• [Record extracts]:

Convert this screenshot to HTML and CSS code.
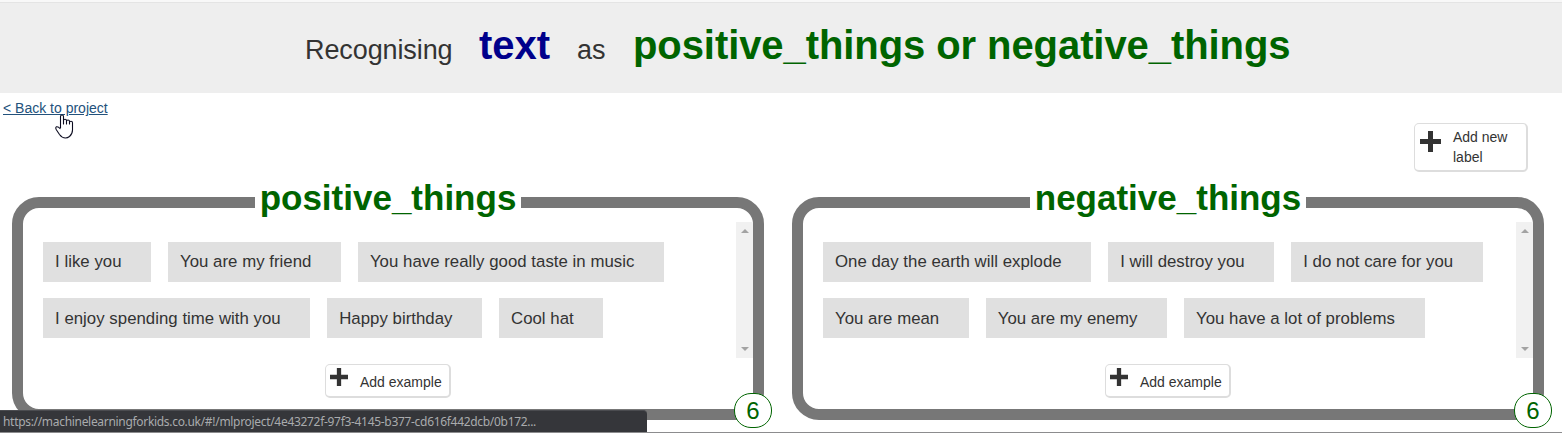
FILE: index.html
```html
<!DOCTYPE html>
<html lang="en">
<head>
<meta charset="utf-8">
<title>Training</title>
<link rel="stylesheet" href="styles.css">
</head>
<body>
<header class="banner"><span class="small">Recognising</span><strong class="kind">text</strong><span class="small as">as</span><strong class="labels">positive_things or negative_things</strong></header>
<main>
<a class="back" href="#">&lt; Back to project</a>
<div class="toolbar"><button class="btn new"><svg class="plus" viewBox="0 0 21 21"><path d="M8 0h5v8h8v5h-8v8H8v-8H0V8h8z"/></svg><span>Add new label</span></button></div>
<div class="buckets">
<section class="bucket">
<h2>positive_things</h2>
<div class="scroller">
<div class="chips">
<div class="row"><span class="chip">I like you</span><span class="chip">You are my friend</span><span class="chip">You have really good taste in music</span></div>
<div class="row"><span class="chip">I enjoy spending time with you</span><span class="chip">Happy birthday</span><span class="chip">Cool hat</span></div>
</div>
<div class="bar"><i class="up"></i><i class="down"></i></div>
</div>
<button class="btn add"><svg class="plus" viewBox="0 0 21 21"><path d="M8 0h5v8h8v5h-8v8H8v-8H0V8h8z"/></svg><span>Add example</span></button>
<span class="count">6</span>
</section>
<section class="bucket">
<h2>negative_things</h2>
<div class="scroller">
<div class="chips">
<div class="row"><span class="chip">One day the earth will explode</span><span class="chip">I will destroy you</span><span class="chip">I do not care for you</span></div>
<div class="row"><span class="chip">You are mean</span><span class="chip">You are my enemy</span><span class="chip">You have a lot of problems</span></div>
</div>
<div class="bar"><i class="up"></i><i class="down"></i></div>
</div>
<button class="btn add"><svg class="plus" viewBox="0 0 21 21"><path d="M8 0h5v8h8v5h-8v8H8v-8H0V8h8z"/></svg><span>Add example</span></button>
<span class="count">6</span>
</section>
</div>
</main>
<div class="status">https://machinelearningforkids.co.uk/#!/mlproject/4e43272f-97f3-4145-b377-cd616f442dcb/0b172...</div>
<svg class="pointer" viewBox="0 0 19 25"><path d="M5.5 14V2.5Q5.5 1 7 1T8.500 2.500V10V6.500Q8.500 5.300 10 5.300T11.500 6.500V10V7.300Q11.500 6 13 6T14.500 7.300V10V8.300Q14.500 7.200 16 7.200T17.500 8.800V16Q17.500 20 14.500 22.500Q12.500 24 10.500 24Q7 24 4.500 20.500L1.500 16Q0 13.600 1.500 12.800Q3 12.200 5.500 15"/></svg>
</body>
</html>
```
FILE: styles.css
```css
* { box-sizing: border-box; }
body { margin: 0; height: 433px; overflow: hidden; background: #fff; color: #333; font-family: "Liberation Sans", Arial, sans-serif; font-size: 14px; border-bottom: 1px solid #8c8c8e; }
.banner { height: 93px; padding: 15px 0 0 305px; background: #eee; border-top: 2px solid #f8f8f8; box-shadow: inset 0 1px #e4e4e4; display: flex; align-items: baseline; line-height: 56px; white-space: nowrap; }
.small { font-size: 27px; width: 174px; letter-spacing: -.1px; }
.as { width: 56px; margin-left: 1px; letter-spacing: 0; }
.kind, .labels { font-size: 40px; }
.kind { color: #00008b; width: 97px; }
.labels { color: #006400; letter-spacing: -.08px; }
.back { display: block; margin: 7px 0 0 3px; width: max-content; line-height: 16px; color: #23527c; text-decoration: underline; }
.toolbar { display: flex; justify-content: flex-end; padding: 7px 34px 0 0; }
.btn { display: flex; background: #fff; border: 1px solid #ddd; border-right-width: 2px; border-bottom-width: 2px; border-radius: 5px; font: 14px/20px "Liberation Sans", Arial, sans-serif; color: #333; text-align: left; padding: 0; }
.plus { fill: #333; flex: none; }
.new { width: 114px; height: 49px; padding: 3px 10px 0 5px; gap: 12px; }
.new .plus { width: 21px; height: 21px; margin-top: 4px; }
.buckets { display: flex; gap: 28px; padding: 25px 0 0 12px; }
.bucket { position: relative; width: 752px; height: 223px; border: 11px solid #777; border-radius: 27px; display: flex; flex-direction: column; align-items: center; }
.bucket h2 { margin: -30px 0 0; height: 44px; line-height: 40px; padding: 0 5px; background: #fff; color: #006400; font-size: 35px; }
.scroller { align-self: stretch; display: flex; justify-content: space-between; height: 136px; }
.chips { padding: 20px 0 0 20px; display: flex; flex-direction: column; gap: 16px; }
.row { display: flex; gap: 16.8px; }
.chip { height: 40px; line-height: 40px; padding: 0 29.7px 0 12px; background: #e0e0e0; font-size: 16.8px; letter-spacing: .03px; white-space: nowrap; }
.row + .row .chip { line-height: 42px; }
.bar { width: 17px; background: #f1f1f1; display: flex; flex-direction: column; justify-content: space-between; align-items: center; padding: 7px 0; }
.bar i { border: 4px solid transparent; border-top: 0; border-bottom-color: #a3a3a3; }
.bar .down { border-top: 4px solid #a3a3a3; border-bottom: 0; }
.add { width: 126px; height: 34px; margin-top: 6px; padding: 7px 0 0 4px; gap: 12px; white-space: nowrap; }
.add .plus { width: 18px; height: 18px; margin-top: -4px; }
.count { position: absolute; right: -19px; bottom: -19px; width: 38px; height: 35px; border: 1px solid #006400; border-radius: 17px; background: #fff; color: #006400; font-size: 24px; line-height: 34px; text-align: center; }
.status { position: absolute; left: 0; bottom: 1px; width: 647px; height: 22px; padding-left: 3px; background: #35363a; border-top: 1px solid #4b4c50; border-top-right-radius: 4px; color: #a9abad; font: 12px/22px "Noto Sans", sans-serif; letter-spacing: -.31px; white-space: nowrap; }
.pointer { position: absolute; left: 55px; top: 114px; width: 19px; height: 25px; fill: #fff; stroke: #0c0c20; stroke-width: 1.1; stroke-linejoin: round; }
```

--

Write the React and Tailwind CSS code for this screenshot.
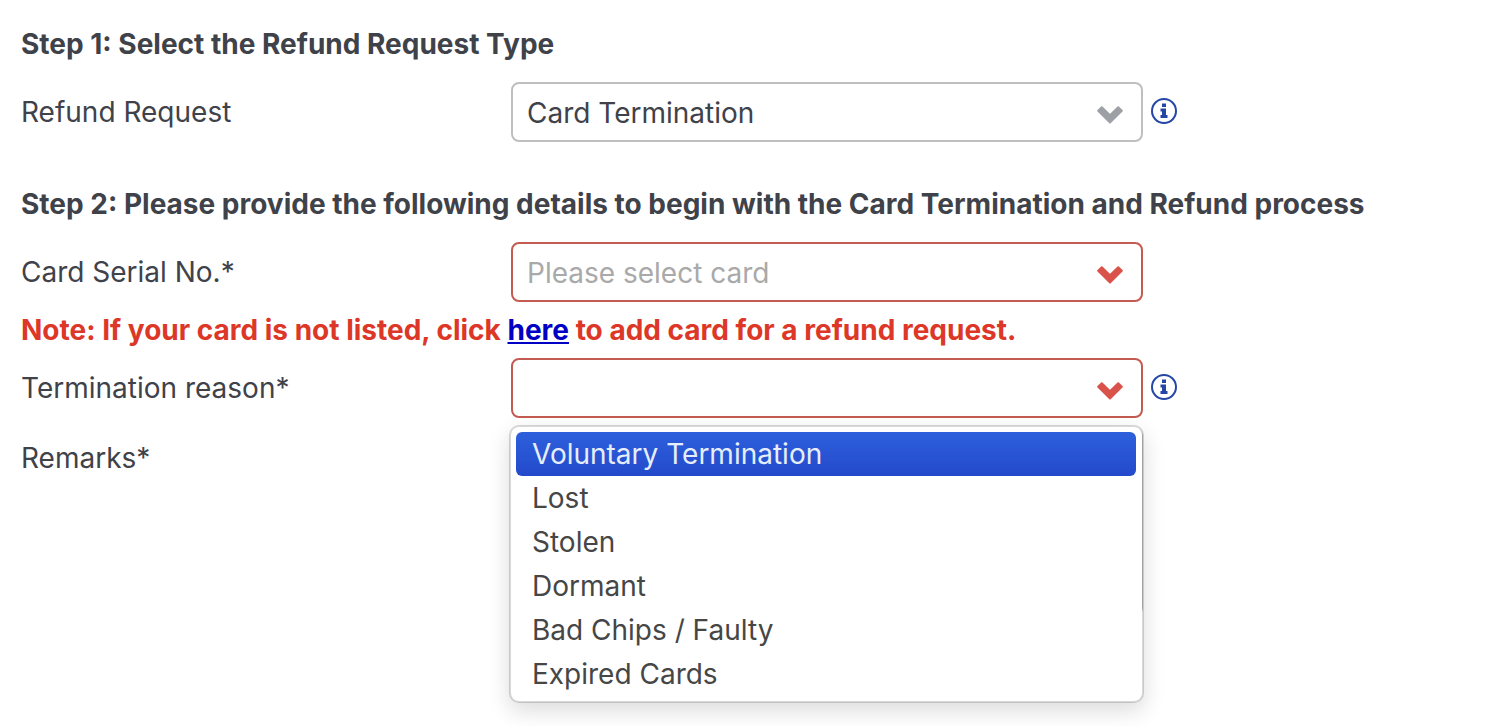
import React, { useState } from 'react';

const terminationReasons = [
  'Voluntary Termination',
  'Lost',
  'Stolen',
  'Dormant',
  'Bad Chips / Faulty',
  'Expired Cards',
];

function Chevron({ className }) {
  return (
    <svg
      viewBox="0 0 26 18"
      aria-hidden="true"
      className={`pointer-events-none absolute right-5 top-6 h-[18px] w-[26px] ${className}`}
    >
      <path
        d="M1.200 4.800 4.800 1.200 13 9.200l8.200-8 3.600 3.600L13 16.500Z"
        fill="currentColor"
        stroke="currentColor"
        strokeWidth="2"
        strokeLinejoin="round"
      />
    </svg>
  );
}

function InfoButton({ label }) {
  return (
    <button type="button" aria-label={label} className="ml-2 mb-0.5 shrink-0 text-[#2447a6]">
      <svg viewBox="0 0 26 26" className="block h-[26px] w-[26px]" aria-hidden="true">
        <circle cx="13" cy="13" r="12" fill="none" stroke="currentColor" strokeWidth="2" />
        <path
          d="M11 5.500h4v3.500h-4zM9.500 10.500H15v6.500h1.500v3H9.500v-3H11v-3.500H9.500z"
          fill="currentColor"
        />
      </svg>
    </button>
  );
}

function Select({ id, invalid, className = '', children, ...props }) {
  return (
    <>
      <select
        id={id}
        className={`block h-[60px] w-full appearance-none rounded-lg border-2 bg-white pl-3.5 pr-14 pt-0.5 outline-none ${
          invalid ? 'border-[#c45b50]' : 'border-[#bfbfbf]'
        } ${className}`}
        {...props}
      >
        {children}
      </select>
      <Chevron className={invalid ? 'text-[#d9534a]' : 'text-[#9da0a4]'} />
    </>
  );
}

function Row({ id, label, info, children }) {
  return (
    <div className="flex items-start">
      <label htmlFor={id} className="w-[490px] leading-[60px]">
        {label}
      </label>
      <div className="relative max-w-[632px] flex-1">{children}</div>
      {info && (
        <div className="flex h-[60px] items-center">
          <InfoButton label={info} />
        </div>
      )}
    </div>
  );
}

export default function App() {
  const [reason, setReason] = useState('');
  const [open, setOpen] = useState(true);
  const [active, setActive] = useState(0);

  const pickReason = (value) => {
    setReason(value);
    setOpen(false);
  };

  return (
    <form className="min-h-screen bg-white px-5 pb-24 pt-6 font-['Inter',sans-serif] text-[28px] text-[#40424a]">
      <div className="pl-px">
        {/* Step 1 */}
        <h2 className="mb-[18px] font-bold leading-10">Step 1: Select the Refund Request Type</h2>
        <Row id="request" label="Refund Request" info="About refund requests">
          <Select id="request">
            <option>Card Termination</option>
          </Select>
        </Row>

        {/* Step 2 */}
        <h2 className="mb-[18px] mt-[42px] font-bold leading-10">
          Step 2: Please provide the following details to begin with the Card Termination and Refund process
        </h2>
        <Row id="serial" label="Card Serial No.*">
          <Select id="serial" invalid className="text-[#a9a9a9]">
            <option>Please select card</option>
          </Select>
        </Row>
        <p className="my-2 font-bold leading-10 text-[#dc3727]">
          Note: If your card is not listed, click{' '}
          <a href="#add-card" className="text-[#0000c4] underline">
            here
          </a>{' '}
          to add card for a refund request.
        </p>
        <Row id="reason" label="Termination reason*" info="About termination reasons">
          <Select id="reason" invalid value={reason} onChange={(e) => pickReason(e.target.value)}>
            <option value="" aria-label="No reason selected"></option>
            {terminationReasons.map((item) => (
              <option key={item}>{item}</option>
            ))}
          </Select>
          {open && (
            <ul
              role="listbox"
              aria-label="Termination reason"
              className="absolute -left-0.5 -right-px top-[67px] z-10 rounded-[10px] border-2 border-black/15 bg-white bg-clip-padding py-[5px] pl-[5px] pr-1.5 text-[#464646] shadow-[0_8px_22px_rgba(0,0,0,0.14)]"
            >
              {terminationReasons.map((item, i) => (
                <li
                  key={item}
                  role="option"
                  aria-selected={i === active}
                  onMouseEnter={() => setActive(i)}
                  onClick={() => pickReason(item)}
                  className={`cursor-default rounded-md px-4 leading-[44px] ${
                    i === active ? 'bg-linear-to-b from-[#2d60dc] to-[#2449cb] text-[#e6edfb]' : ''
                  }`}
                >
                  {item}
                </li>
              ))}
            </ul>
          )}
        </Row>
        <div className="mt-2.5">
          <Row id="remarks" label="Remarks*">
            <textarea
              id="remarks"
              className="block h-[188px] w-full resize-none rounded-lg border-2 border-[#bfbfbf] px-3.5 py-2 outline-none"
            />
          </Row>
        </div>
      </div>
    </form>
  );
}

• [Exercise brief]:
Extract every line of the records above that contains the word "screenshot".

• [Written solution]:
Convert this screenshot to HTML and CSS code.
Write the React and Tailwind CSS code for this screenshot.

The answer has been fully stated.